Along comes Jewish comedian Sacha Baron Cohen, however, who is much more well-known thanks to his publicity antics and his 2006 prankster hit Borat, which raked in upwards of $260 million worldwide. Cohen has co-written and starred in the upcoming comedy The Dictator, Paramount’s “heroic story of a Middle Eastern dictator who risks his life to ensure that democracy never comes to the country he so lovingly oppressed.”
Cohen has clearly modeled The Dictator on a satirical amalgam of such evil icons as Saddam and recently deposed Libyan lunatic Muammar Qadhafi, right down to the latter’s female bodyguards. Not since the outrageous comedy Team America: World Police by the fearless South Park satirists has a film promised to boldly go where no one else in Hollywood dares – the usually taboo criticism of America’s totalitarian enemies.

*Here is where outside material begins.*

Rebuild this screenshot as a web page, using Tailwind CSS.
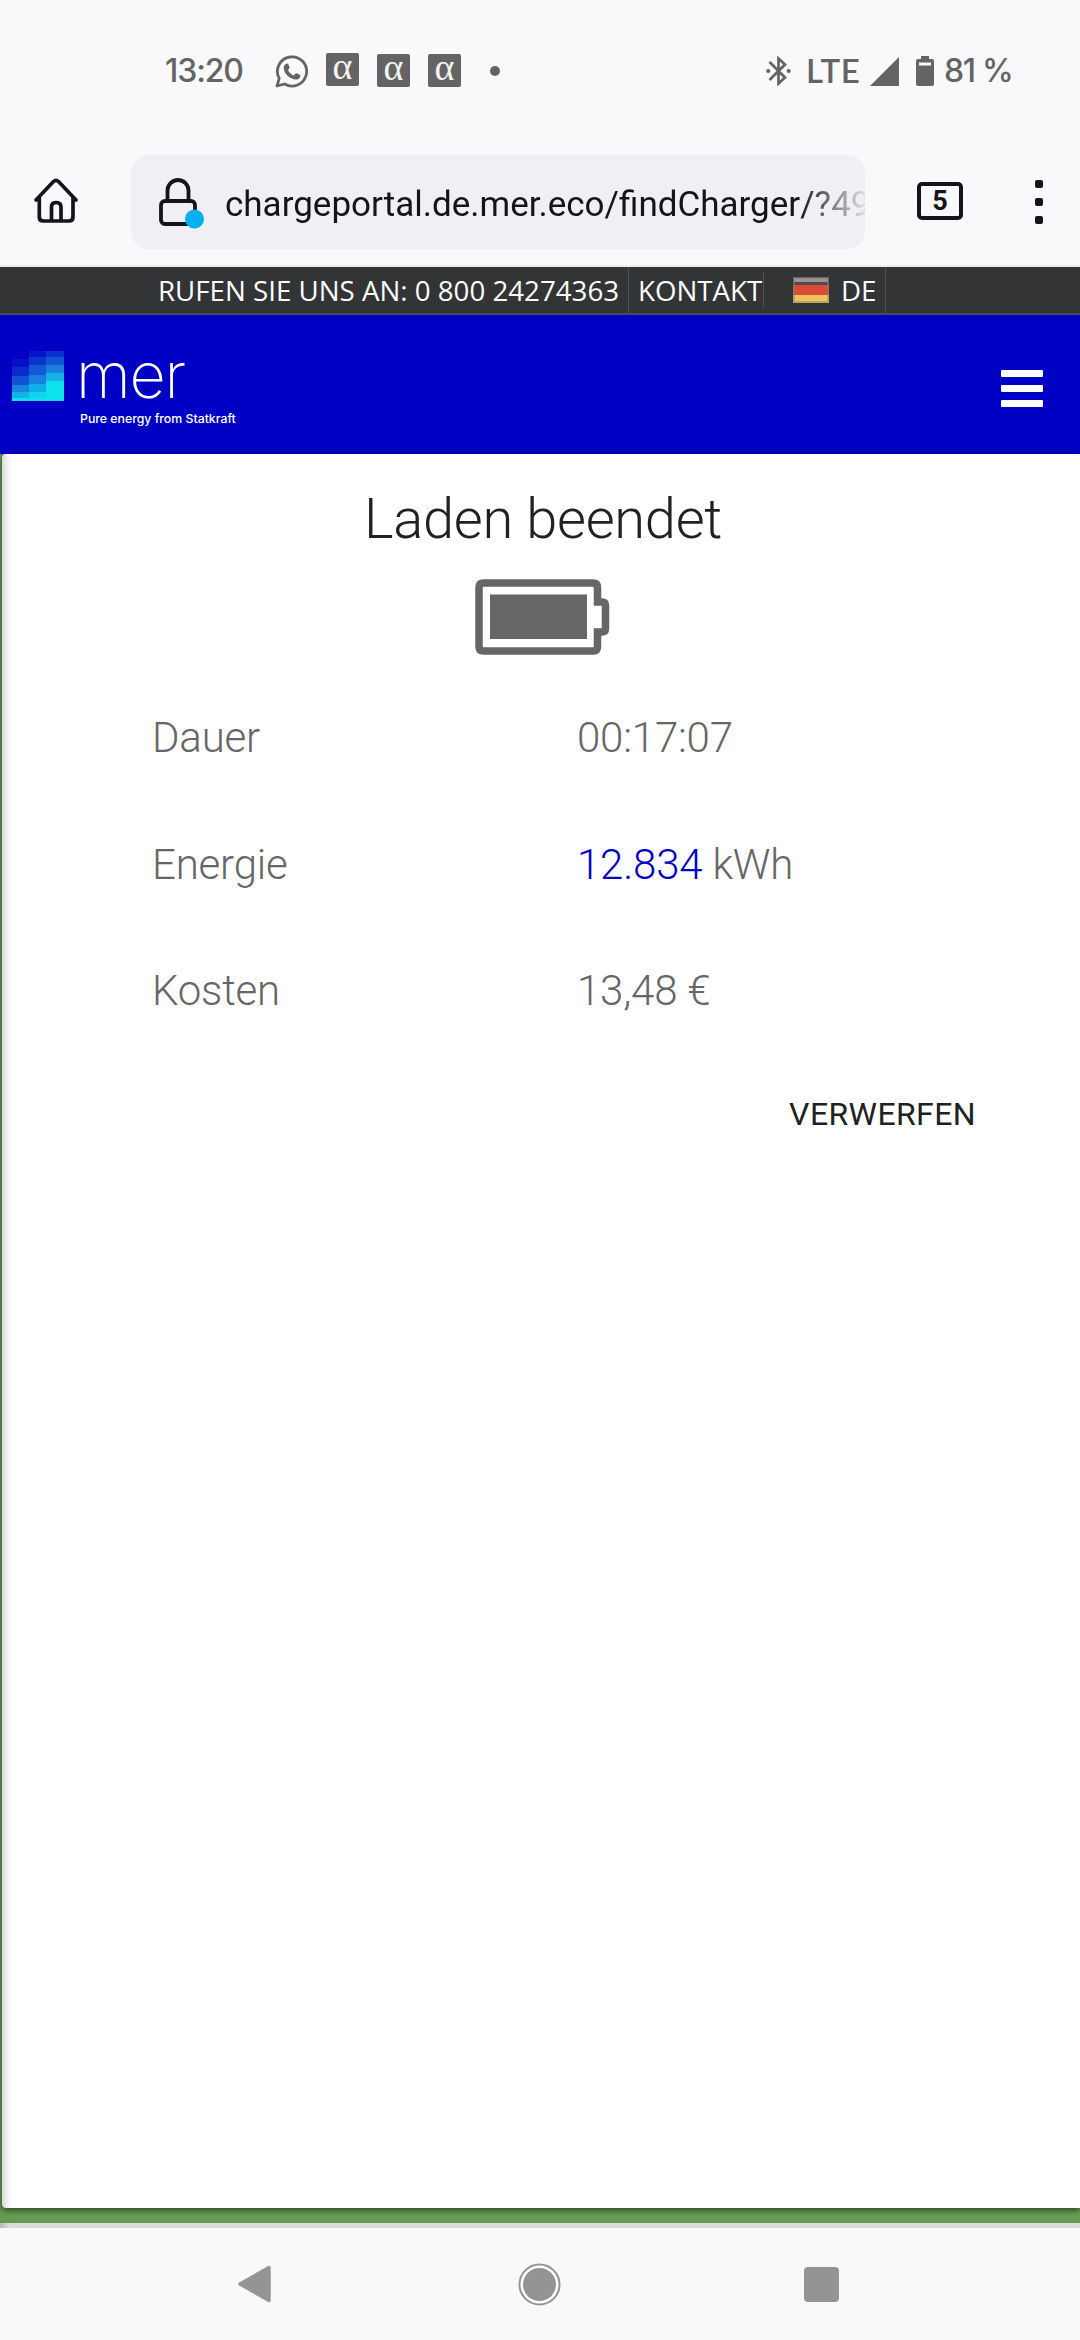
<!DOCTYPE html>
<html lang="de">
<head>
<meta charset="utf-8">
<title>Laden beendet</title>
<script src="https://cdn.jsdelivr.net/npm/@tailwindcss/browser@4"></script>
</head>
<body class="flex h-[2340px] w-[1080px] flex-col overflow-hidden bg-[#f9f9fb] font-[Roboto,sans-serif]">

<!-- Status bar -->
<header class="flex h-[142px] shrink-0 items-center pl-[165px] text-[#646464]">
  <span class="w-[110px] font-[Inter,sans-serif] text-[32px] leading-none font-medium tracking-[-1.100px]">13:20</span>
  <svg class="h-[33px] w-[33px]" viewBox="0 0 33 33"><path d="M2 31 4.2 23.4A14.6 14.6 0 1 1 9.6 29Z" fill="none" stroke="#646464" stroke-width="2.8" stroke-linejoin="round"/><path d="M11.2 8.8c.8-.4 1.800-.2 2.100.5l1.200 2.800c.2.600 0 1.100-.4 1.600l-1.200 1.400c1.300 2.500 3.200 4.200 5.900 5.400l1.500-1.800c.4-.5.9-.6 1.500-.4l2.900 1.400c.6.300.8.700.6 1.500-.5 2.200-2.400 3.500-4.600 3.400C14.600 24.200 9 18.300 8.700 13c-.1-1.700.9-3.400 2.500-4.200Z" fill="#646464"/></svg>
  <div class="ml-[18px] flex gap-[18px] font-[Liberation_Serif,serif] text-[38px] text-[#f4f4f4]">
    <span class="mb-px flex h-[33px] w-[33px] -translate-y-px items-center justify-center rounded-xs bg-[#646464] pb-[7px] leading-none">α</span>
    <span class="flex h-[33px] w-[33px] items-center justify-center rounded-xs bg-[#646464] pb-[7px] leading-none">α</span>
    <span class="flex h-[33px] w-[33px] items-center justify-center rounded-xs bg-[#646464] pb-[7px] leading-none">α</span>
  </div>
  <span class="ml-[29px] h-[10px] w-[10px] rounded-full bg-[#646464]"></span>
  <svg class="ml-[266px] h-[30px] w-[25px]" viewBox="0 0 25 30"><path d="M3.500 6 19 21.500 12.500 27.500V2.500L19 8.500 3.500 24" fill="none" stroke="#646464" stroke-width="2.700"/><circle cx="2.200" cy="15" r="2.100" fill="#646464"/><circle cx="22.700" cy="15" r="2.100" fill="#646464"/></svg>
  <span class="-mt-[2px] ml-[15px] w-[64px] font-[Lato,sans-serif] text-[33px] leading-none font-semibold tracking-[.5px]">LTE</span>
  <svg class="h-[29px] w-[29px]" viewBox="0 0 29 29"><path d="M0 29 29 0V29Z" fill="#646464"/></svg>
  <svg class="ml-[17px] h-[30px] w-[18px]" viewBox="0 0 18 30"><path d="M5 3V0h8v3h3q2 0 2 2v23q0 2-2 2H2q-2 0-2-2V5q0-2 2-2Z" fill="#646464"/><path d="M3 6.500h12v3H3z" fill="#f9f9fb"/></svg>
  <span class="ml-[10px] font-[Inter,sans-serif] text-[32px] leading-none font-medium tracking-[-1.300px] whitespace-nowrap">81 %</span>
</header>

<!-- Browser toolbar -->
<nav class="flex h-[125px] shrink-0 items-start border-b-2 border-[#ebecef] pt-[13px]">
  <svg class="mt-[21px] ml-[33px] h-[48px] w-[46px]" viewBox="0 0 46 48" fill="none" stroke="#15141a" stroke-width="3.700" stroke-linecap="round" stroke-linejoin="round"><path d="M3 24 20.500 5.500Q23 3.200 25.500 5.500L43 24M6.300 22V41q0 4 4 4H36q4 0 4-4V22M18.500 44V31q0-4.500 4.700-4.500T28 31V44"/></svg>
  <div class="ml-[52px] flex h-[94px] w-[734px] items-center overflow-hidden rounded-[18px] bg-[#f0f0f4]">
    <svg class="ml-[27px] h-[54px] w-[48px] shrink-0" viewBox="0 0 48 54" fill="none" stroke="#15141a" stroke-width="3.800"><rect x="3" y="26" width="34" height="23" rx="4"/><path d="M9.500 26V15.500a10.500 10.500 0 0 1 21 0V26"/><circle cx="36.500" cy="44" r="9.500" fill="#00b0f0" stroke="none"/></svg>
    <span class="mt-[5px] -mr-[60px] ml-[19px] bg-linear-to-r from-[#15141a] from-89% to-transparent to-100% bg-clip-text text-[35px] leading-[48px] whitespace-nowrap text-transparent">chargeportal.de.mer.eco/findCharger/?49</span>
  </div>
  <span class="mt-[27px] ml-[52px] flex h-[38px] w-[46px] items-center justify-center rounded-[5px] border-4 border-[#15141a] text-[27px] leading-none font-bold text-[#15141a]">5</span>
  <span class="mt-[25px] ml-[72px] flex flex-col gap-[10px]"><i class="size-[8px] rounded-[2px] bg-[#15141a]"></i><i class="size-[8px] rounded-[2px] bg-[#15141a]"></i><i class="size-[8px] rounded-[2px] bg-[#15141a]"></i></span>
</nav>

<!-- Contact bar -->
<section class="flex h-[48px] shrink-0 items-center border-b-2 border-[#4a4a48] bg-[#333436] font-[Open_Sans,sans-serif] text-[27.700px] leading-none text-white">
  <span class="flex h-full w-[629px] items-center border-r border-[#505050] pt-[2px] pl-[158px] whitespace-nowrap">RUFEN SIE UNS AN: 0 800 24274363</span>
  <span class="flex h-[36px] w-[135px] items-center border-r border-[#505050] pt-[2px] pl-[9px] whitespace-nowrap">KONTAKT</span>
  <span class="flex h-full w-[122px] items-center border-r border-[#505050] pl-[29px]">
    <svg class="h-[26px] w-[36px]" viewBox="0 0 36 26"><path d="M0 0h36v9H0z" fill="#514a4a"/><path d="M1 1h34v4H1z" fill="#989494"/><path d="M0 8h36v10H0z" fill="#dc4b38"/><path d="M0 18h36v8H0z" fill="#eec55b"/><path d="M1 1h34v24H1z" fill="none" stroke="#8a7f6a" stroke-opacity=".5" stroke-width="2"/></svg>
    <span class="ml-[12px] pt-[2px]">DE</span>
  </span>
</section>

<!-- Brand header -->
<section class="flex h-[139px] shrink-0 items-start bg-[#0000c4]">
  <svg class="mt-[35px] ml-[12px] h-[51px] w-[52px]" viewBox="0 0 52 51" shape-rendering="crispEdges">
    <path d="M0 9h17v8H0z" fill="#0412c6"/><path d="M0 17h17v9H0z" fill="#0a2cca"/><path d="M0 26h17v9H0z" fill="#1054d2"/><path d="M0 35h17v7H0z" fill="#1784de"/><path d="M0 42h17v6H0z" fill="#12b4e6"/><path d="M0 48h52v3H0z" fill="#10e2ec"/>
    <path d="M17 1h17v6H17z" fill="#0615c7"/><path d="M17 7h17v8H17z" fill="#0b35cd"/><path d="M17 15h17v10H17z" fill="#1458d4"/><path d="M17 25h17v9H17z" fill="#1a80de"/><path d="M17 34h17v8H17z" fill="#12aee8"/><path d="M17 42h17v6H17z" fill="#10d4ec"/>
    <path d="M34 1h18v6H34z" fill="#0b30cc"/><path d="M34 7h18v8H34z" fill="#1455d4"/><path d="M34 15h18v8H34z" fill="#1c80de"/><path d="M34 23h18v8H34z" fill="#14b4e8"/><path d="M34 31h18v17H34z" fill="#10e2ec"/>
  </svg>
  <div class="mt-[22px] ml-[16px] flex flex-col font-[Inter,sans-serif] text-white">
    <span class="-ml-[4px] h-[74px] text-[63px] leading-[76px] font-[250] tracking-[-1.300px]">mer</span>
    <span class="-mt-px text-[12.300px] leading-[18px] font-medium whitespace-nowrap">Pure energy from Statkraft</span>
  </div>
  <span class="mt-[55px] mr-[37px] ml-auto flex flex-col gap-[8px]"><i class="h-[7px] w-[42px] rounded-[1px] bg-white"></i><i class="h-[7px] w-[42px] rounded-[1px] bg-white"></i><i class="h-[7px] w-[42px] rounded-[1px] bg-white"></i></span>
</section>

<!-- Charging summary -->
<section class="flex h-[1769px] shrink-0 flex-col bg-[#669c52] pl-[2px]">
  <main class="flex h-[1754px] flex-col rounded-l-[4px] bg-white bg-linear-to-r from-[#dadada] to-white to-[9px] shadow-[0_2px_6px_rgba(0,0,0,.6)]">
    <h1 class="mt-[32px] pl-[4px] text-center text-[56px] leading-[66px] font-light tracking-[-.300px] text-[#212121]">Laden beendet</h1>
    <svg class="mt-[27px] ml-[473px] h-[76px] w-[135px]" viewBox="0 0 135 76"><path d="M8.500 4H118q4.500 0 4.500 4.500V23H127q3.500 0 3.500 3.500v23q0 3.500-3.500 3.500h-4.500v14.500q0 4.500-4.500 4.500H8.500Q4 72 4 67.500V8.500Q4 4 8.500 4Z" fill="none" stroke="#666" stroke-width="7.500"/><path d="M15 15.500h97V60H15z" fill="#666"/></svg>
    <dl class="mt-[20px] grid auto-rows-[126.500px] grid-cols-[425px_1fr] items-center pl-[150px] text-[42px] leading-none font-light tracking-[-.200px] text-[#666]">
      <dt>Dauer</dt><dd>00:17:07</dd>
      <dt>Energie</dt><dd><span class="text-[#0000c4]">12.834</span> kWh</dd>
      <dt>Kosten</dt><dd>13,48 €</dd>
    </dl>
    <button class="mt-[39px] mr-[104px] self-end text-[32px] leading-[40px] tracking-[.400px] text-[#212121]">VERWERFEN</button>
  </main>
</section>
<div class="h-[5px] shrink-0 bg-linear-to-r from-[#b9b9b9] to-[#dcdcdc] to-[10px]"></div>

<!-- System navigation -->
<footer class="flex h-[112px] shrink-0 items-center pl-[237px]">
  <svg class="h-[38px] w-[34px]" viewBox="0 0 34 38"><path d="M3 19 32 2.500v33Z" fill="#949494" stroke="#949494" stroke-width="3.500" stroke-linejoin="round"/></svg>
  <svg class="ml-[247px] h-[43px] w-[43px]" viewBox="0 0 43 43"><circle cx="21.500" cy="21.500" r="20" fill="#fff" stroke="#949494" stroke-width="2"/><circle cx="21.500" cy="21.500" r="16.500" fill="#949494"/></svg>
  <span class="ml-[243px] h-[35px] w-[35px] rounded-[4px] bg-[#949494]"></span>
</footer>
</body>
</html>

Not a subject for laughter, you say? Fair enough, but comedy can have an impact that drama cannot. Writers through the ages have successfully employed satire and farce to empower their audiences to confront ugly realities of power, politics, and war. With drama, the entertainment industry has had mixed success at best coming to grips with the threat of, for example, Islamic terrorism; Hollywood tends to infuse such movies with predictable anti-Americanism, heavy-handed leftist preaching, and moral equivalence that drive away audiences in droves. But comedy, handled correctly, can open up an accessible perspective – and a broader audience – on normally grim contemporary topics.

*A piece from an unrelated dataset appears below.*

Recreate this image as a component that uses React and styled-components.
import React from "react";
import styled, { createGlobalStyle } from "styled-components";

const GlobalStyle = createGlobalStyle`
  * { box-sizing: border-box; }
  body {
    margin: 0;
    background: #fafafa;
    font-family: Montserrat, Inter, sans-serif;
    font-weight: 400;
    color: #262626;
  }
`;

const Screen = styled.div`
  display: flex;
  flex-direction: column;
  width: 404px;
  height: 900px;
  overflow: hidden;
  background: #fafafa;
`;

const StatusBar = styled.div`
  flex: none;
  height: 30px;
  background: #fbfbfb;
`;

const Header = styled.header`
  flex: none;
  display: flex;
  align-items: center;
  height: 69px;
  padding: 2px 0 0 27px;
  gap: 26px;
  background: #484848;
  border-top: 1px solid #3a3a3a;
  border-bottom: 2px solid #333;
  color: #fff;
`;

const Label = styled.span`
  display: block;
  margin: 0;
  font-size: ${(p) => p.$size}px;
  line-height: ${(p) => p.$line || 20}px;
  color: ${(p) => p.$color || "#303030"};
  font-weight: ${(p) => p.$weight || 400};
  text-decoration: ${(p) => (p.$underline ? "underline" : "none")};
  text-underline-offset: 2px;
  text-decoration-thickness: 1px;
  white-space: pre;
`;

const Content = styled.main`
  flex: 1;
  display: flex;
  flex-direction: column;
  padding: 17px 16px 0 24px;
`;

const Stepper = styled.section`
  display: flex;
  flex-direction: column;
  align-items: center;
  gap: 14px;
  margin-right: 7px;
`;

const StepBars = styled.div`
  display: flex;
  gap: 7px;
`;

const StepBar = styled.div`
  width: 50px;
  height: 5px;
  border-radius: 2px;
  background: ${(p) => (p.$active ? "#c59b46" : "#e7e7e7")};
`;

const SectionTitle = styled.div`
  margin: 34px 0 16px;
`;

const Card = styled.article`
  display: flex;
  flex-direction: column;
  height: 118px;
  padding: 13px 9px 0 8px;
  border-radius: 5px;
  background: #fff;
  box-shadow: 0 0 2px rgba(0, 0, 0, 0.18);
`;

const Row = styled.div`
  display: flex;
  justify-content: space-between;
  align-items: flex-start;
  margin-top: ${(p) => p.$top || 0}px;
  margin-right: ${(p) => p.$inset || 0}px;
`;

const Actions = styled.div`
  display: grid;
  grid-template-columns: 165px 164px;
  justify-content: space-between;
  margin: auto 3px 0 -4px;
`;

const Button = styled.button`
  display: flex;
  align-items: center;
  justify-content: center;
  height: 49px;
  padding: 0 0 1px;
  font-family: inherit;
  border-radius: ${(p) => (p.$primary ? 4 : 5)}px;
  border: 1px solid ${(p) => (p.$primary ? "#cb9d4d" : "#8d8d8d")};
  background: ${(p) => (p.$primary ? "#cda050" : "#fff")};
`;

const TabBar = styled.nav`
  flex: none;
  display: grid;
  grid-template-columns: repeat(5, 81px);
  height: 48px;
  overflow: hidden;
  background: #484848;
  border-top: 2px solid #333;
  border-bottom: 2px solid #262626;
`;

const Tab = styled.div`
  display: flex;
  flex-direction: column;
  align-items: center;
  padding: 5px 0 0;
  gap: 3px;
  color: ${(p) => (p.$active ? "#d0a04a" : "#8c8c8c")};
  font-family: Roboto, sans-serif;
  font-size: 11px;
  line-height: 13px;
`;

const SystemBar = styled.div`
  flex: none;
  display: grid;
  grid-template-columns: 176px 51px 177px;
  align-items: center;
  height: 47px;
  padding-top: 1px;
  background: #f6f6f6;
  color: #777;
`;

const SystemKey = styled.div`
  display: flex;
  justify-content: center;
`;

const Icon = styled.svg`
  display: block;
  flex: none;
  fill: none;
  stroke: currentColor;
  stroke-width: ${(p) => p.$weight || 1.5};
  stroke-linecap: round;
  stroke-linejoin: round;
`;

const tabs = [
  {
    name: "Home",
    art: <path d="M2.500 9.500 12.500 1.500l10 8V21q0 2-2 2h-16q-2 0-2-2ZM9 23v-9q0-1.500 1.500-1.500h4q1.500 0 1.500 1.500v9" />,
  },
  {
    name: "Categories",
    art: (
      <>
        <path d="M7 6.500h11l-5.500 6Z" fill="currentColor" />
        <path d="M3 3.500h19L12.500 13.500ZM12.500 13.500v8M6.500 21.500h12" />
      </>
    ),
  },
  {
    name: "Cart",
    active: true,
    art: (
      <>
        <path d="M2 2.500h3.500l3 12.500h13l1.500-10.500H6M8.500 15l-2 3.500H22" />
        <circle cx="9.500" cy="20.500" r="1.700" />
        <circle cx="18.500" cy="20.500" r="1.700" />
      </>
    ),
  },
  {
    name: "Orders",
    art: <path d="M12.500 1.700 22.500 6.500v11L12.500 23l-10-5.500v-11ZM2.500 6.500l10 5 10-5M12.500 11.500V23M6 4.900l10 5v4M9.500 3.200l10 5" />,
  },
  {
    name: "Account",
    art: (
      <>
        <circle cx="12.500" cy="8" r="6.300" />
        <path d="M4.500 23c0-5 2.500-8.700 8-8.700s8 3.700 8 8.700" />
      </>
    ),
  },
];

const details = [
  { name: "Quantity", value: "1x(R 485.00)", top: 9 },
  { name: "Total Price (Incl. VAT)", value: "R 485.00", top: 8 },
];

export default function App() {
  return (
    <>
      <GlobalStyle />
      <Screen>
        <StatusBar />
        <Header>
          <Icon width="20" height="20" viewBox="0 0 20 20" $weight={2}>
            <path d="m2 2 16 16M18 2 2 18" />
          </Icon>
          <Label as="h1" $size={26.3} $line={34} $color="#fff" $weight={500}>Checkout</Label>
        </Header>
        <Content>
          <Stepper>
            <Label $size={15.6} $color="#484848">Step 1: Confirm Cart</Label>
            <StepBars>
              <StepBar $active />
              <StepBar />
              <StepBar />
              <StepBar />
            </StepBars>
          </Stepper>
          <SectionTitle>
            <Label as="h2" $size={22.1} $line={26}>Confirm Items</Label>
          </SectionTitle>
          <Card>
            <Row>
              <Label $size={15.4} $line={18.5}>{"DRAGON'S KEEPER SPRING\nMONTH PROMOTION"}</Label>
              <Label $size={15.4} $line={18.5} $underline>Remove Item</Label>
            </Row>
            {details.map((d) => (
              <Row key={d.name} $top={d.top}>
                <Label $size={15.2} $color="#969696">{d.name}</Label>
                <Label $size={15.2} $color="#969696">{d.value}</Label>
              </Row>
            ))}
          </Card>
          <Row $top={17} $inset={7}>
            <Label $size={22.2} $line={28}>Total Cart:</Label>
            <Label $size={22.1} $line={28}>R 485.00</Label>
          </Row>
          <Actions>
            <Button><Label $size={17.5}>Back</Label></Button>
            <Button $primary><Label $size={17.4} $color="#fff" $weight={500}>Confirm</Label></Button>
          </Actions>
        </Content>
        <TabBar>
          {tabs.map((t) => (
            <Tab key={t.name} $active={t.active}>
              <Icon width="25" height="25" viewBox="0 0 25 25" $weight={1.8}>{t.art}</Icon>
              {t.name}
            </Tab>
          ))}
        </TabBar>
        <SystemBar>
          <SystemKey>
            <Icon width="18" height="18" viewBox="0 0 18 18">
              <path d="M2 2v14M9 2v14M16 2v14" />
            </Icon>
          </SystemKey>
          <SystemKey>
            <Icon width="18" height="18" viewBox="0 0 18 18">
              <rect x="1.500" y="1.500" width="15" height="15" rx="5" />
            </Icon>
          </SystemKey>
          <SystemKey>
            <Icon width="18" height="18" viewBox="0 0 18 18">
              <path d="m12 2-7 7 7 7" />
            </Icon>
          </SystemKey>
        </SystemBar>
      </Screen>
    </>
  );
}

Last week the iconoclastic Cohen ran afoul of the Academy of Motion Picture Arts & Sciences, which pulled his tickets to the Academy Awards show because he intended to walk the red carpet as the title character Shabazz Aladeen from The Dictator. Purists felt, oddly, that the Oscars is no place for blatant self-promotion which might demean Hollywood’s most pompous – er, prestigious event: “The red carpet is not about stunting,” an Academy spokesperson maintained.
In response to the ban, Cohen released this hilarious video response, delivered in character as the Dictator. In it, His Excellency Admiral General Aladeen greets “the Great Satan of America” and expresses his outrage at having been banned from the Oscars by “the Academy of Motion Picture Arts and Zionists.” Although he “applauds the Academy for taking away my free speech,” he threatens “unimaginable consequences” if he doesn’t get his invitation back. He is also upset that films from his country of are not represented among the nominees:
Where are the nominations for such classic films as When Harry Kidnapped Sally, You’ve Got Mail-Bomb, and Planet of the Rapes?
After complaining that his Sunday calendar “is now as empty as a North Korean grocery store,” His Excellency closes the video response by wishing, “Death to the West! Death to America! And good luck [Oscars host] Billy Crystals [sic] – you’re fantastic!”